Irish: It was just this May–June timeframe. We rolled it out to about half of our locations and we have still 12 locations that we have to roll them out to.

ProSales: What prompted the decision to purchase these tablets?

Irish: [The previous process] was just very, very manual. Our drivers had really no technology in the vehicles at all. They either knew the route or looked up the route prior to leaving the yard. Some of them would use a cellphone and see, using a map program, where they needed to go. But Google Maps isn’t going to necessarily take a commercial vehicle across the right roads. So, we invested in a commercial navigation application as part of that tablet solution as well. Our folks were really just running blind. Our dispatchers didn’t know where our vehicles were at any given time, unless they … reached out and contacted the drivers [on their cellphones]. So, this solution gives them visibility into all of that. We have geofencing capabilities, so it can send information to our customers when deliveries are made. We can capture signatures and pictures now at our jobsites. So, it’s [giving us] information that we never had before and that we certainly can benefit from going forward.

ProSales: Drivers aren’t able to place, change, or update orders on their tablets, correct?

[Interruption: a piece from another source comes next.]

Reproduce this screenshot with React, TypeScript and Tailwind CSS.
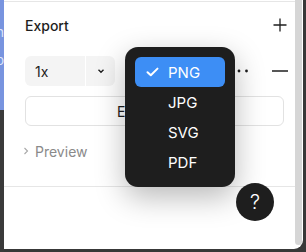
import React from "react";

export default function App() {
  const items = ["PNG", "JPG", "SVG", "PDF"];
  return (
    <div
      className="w-[306px] h-[252px] bg-[#383838] flex overflow-hidden"
      style={{ fontFamily: "Inter, 'Noto Sans', sans-serif" }}
    >
      <div className="w-[4px] flex flex-col shrink-0 overflow-hidden">
        <div className="h-[110px] bg-[#7894df] relative overflow-hidden">
          <span className="absolute right-0 top-[26px] text-[13px] leading-none text-[#dfe6fa]">n</span>
          <span className="absolute right-0 top-[54px] text-[13px] leading-none text-[#dfe6fa]">o</span>
        </div>
        <div className="flex-1 bg-[#3a3a3a]" />
      </div>
      <div className="w-[299px] h-[249px] bg-white rounded-br-[9px] relative flex overflow-hidden">
        <div className="flex-1 flex flex-col">
          <div className="h-[1px] bg-[#e6e6e6] mt-[1px]" />
          <div className="flex items-center justify-between pl-[21px] pr-[8px] h-[50px] -mt-[2px]">
            <span className="text-[14px] font-medium text-[#1e1e1e]">Export</span>
            <svg width="16" height="16" viewBox="0 0 16 16" className="mr-[-1px]">
              <path d="M8 1.5v13M1.5 8h13" stroke="#1e1e1e" strokeWidth="1.3" />
            </svg>
          </div>
          <div className="flex items-center pl-[21px] pr-[7px] h-[30px] mt-[6px]">
            <div className="w-[90px] h-[30px] bg-[#f4f4f4] rounded-[6px] flex items-center">
              <span className="w-[60px] pl-[10px] text-[14px] text-[#1e1e1e]">1x</span>
              <div className="w-[1px] h-full bg-white" />
              <div className="flex-1 flex items-center justify-center">
                <svg width="8" height="6" viewBox="0 0 8 6">
                  <path d="M1.5 1.8L4 4.2L6.5 1.8" stroke="#1e1e1e" strokeWidth="1.4" fill="none" />
                </svg>
              </div>
            </div>
            <div className="flex-1" />
            <svg width="22" height="6" viewBox="0 0 22 6" className="mr-[22px]">
              <circle cx="3" cy="3" r="1.4" fill="#1e1e1e" />
              <circle cx="11" cy="3" r="1.4" fill="#1e1e1e" />
              <circle cx="18.5" cy="3" r="1.4" fill="#1e1e1e" />
            </svg>
            <svg width="16" height="4" viewBox="0 0 16 4">
              <path d="M0 2h16" stroke="#1e1e1e" strokeWidth="1.3" />
            </svg>
          </div>
          <div className="ml-[21px] mr-[11px] mt-[10px] h-[30px] border border-[#e2e2e2] rounded-[6px] flex items-center pl-[91px]">
            <span className="text-[14px] text-[#1e1e1e]">Export Frame</span>
          </div>
          <div className="flex items-center pl-[19px] h-[20px] mt-[15px]">
            <svg width="6" height="8" viewBox="0 0 6 8">
              <path d="M1.5 1L4.5 4L1.5 7" stroke="#a8a8a8" strokeWidth="1.1" fill="none" />
            </svg>
            <span className="ml-[6px] text-[14px] text-[#8a8a8a]">Preview</span>
          </div>
          <div className="h-[1px] bg-[#e6e6e6] mt-[25px]" />
          <div className="flex-1" />
        </div>
        <div className="w-[8px] shrink-0 flex flex-col pr-[1px]">
          <div className="h-[245px] bg-[#d6d6d6] rounded-b-[4px]" />
        </div>

        <div className="absolute left-[121px] top-[47px] w-[110px] bg-[#1e1e1e] rounded-[13px] py-[10px] shadow-[0_10px_30px_rgba(0,0,0,0.28)] flex flex-col">
          {items.map((it, i) => (
            <div
              key={it}
              className={
                "mx-[10px] h-[30px] flex items-center rounded-[6px] " +
                (i === 0 ? "bg-[#3d8ef5]" : "")
              }
            >
              <div className="w-[33px] flex justify-center pl-[2px]">
                {i === 0 && (
                  <svg width="13" height="10" viewBox="0 0 13 10">
                    <path d="M1.5 5.2L4.8 8.3L11.5 1.6" stroke="white" strokeWidth="2" fill="none" strokeLinecap="round" strokeLinejoin="round" />
                  </svg>
                )}
              </div>
              <span className="text-[15px] text-white leading-none">{it}</span>
            </div>
          ))}
        </div>

        <div className="absolute left-[232px] top-[183px] w-[38px] h-[38px] rounded-full bg-[#1e1e1e] flex items-center justify-center">
          <span className="text-[20px] font-light text-white leading-none">?</span>
        </div>
      </div>
      <div className="flex-1" />
    </div>
  );
}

Customers would still have to contact their sales associate to do that?

Irish: Correct. That’s the way it works right now. We would hope that our driver would point the customer back in the direction of our salesperson or bring that information back with them. Right now, no, the driver can’t create an order. … However, on the other side, more of our outside sales teams that are in the field with our customers … are also [being provided with] some mobile solutions. So, they can get into Spruce on the fly at a jobsite and create an order and submit it in for delivery. That’s still fairly new and being rolled out now within certain locations.

ProSales: Is that also part of the mobile device rollout that you mentioned?

Irish: Yes. It’s a little bit of a different solution for our outside sales teams but, yes, we’re focused on putting the right tools in the right people’s hands to help support our business and to do it more effectively and efficiently.

ProSales: Which applications are you bundling into your drivers’ tablets?

Irish: Spruce is where our sales team creates the orders for our customers and where all of our point-of-sale transactions happen. When we create an order in Spruce, we can designate it to be delivered, and what happens at that point is Spruce hands that information over to the DQ Technologies software application, which is what our dispatchers use for delivery and logistical management. So that’s one application that is deployed on the tablet. This is where they can see their orders, they can do their routing, capture signatures, and take pictures. In addition, we put a commercial navigation application (SmartTruck) on those tablets, a push-to-talk application (Zello), and we are also going to deploy our voice solution. We just upgraded our voice platform (from TPX) and they have a mobile application (UCX) that we can put on those tablets so that our drivers really are just part of our voice solution going forward. We just haven’t deployed that piece yet.

ProSales: Are there any other uses of mobile technology that you recently deployed or are considering?

Irish: We have Zebra devices that have some good scanning capabilities that are right now used for the inventory management and the inventory receiving side. In some of our locations, we’d like to roll it out as a mobile point of sale, where we have some drive-through or express-yard designs, where our team is with the customer as they’re pulling product and we’re just scanning it and creating that invoice on the fly, instead of the customer going into a building saying what he/she wants to pick up, getting basically a sheet of paper, and then going out in our yard and having it pulled, or driving through the yard pulling product and then having to go inside of a building to get checked out. We do not have that deployed right now, but that’s what we’re looking forward to doing.

Those [Zebra] devices are also mobile ready so, using the UCX voice application, that can also be a phone within our locations, as well. So, it puts more functionality in the hands of our folks that are on the sales floor or aren’t necessarily at a desk every day. It has chat features, so it’s more than just voice. It takes a little while for an organization to make a change like that. We just finished deploying that in April, so there’s still some learning and some experimenting that needs to happen with that solution, but we look at it as if we’re really setting some of those foundational pieces that we can build on as the organization continues to develop.